Saturday, April 20, 2013

The Litter on Twitter

    People who play reporter on Twitter will have to be more careful if the instant message system's performance during the Boston Marathon story is an example of journalism's future.  Two innocent men were identified erroneously as suspects in Twitter's rush to judgment, according to The Atlantic and James Temple, who writes the Dot-Commentary column for the San Francisco Chronicle.
    One of the fundamental rules of reporting - at least at the wire services - was "get it first, but first get it right." There were other standards that apply here, commandments such as "don't quote an anonymous source unless you can support it elsewhere." Basically, an anonymous source was a tip. And, of course, there was the "three source" rule, which was more broken than observed.
     The major league media didn't do all that well on this story either. Television network reporters often gave me facts without naming the source. Whatever happened to "according to...?" Some accounts I heard said three unexploded bombs were found. Later, this was jettisoned as false, but I was left to wonder where the report came from. Again, no attribution.
     In addition, the pressure cooker bombs were said to have been placed in "duffel bags." Later we were told the bombs were in backpacks.

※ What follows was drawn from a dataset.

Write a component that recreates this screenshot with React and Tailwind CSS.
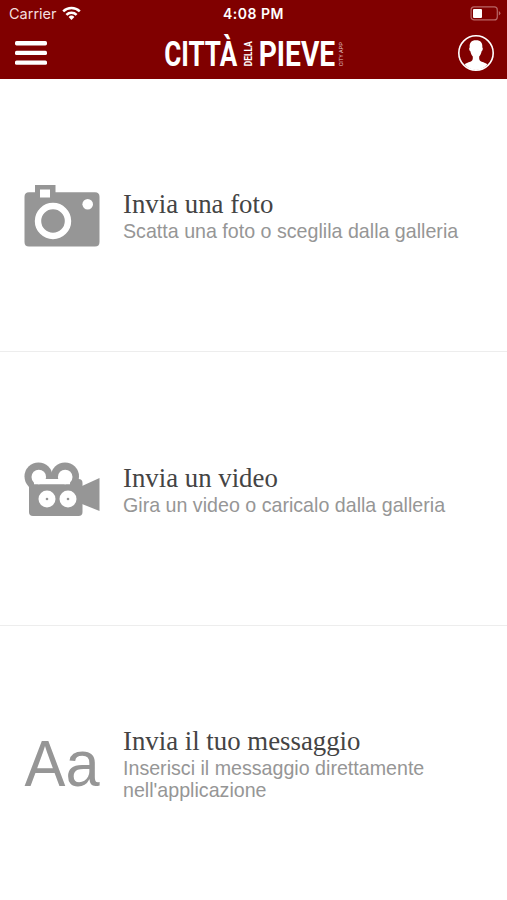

Once again there was no "according to." Reminded me of the "trench coats" the killers wore in the 1998  mass slayings at Columbine High in Colorado. The killers actually had on dusters, the long coats favored by Jesse James. I had the feeling that reporters today don't know anything about military gear, either coats or duffel bags.
     Sure, mistakes occurred in the past. As "Philip's Code" points out, stories were usually read by three people before they hit the wire and still errors could be made. The corrections that followed explained what had happened. Perhaps it is time to go back to the future.
 

Tuesday, April 2, 2013

Don't expect Jackie Speier to Grease the Slope

      Don't expect Rep. Jackie Speier, who is leading the charge against rape in the military, to lead reporters to a startling, and timely, fact: A big percentage of sexual assault victims in the armed forces are men.
     There's a line in "Philip's Code" that says "the slope is only slippery when the media greases it." We are seeing a lot of examples lately, particularly in stories about same-sex marriage, in which the term "marriage equality" frequently appears. The comments threads under such stories usually contain a few remarks about same sex marriage leading to making polygamy legal. If  "equality" is the goal wouldn't all consenting adults have the right to marry? I don't think there's a chance of  that happening because the media has had plenty of opportunities to head in that direction but it has pretty well kept quiet. Talk about "don't ask, don't tell!!!!" All a reporter had to do was ask San Francisco Mayor Gavin Newsom if he'd perform a marriage of more than two people.
    Speier, D-Calif., a member of the House Armed Services Committee, has drawn a lot of ink with her campaign to curb sexual assault in the military, although the stories seem to have fallen off since early March when several victims testified before the Senate Armed Services sub-committee on personnel. They included Brian Lewis, a former sailor who said he was raped by  a fellow non-com in 2000. According to reporter Gary Martin of Hearst, Lewis told the panel 56 percent of the sexual assault victims in the military each year are men while 44 percent are women.  The AP buried Lewis' testimony near the end of its story, which ran nearly 20 paragraphs, and didn't note the statistic.
     The male rapes were news to a lot of people, including me. It shouldn't have been. I checked and as far back as 2003 Florida Today had a long story about such attacks. Newsweek had one in 2011. Yet Speier seemed to dance around this angle when she hitch-hiked headlines, including when she helped promote the movie "The Invisible War," which deals with the very real and troubling problem of heterosexual rape in the service. I asked her aide if the congresswoman had noted the male victims and was told "she had noted that many times." I asked for some examples. She sent me three stories, all of which buried that aspect. In two, the reporter could have been responsible. One, however, was written by Speier herself. It ran in several papers, including the New York Post. Speier opened by saying that "next year 30,000 young women will sign up to serve in our country's military. Absent from the glossy recruitment brochures is the tragic fact that one in three women in the military will be raped or sexually assaulted by a colleague or superior during her career." Later, she wrote that "women, and men, join the service with a sense of honor and duty, but not to become victims or military sexual trauma." That was the only time males were mentioned. Again, "don't ask, don't tell" is still the law - a law of journalism.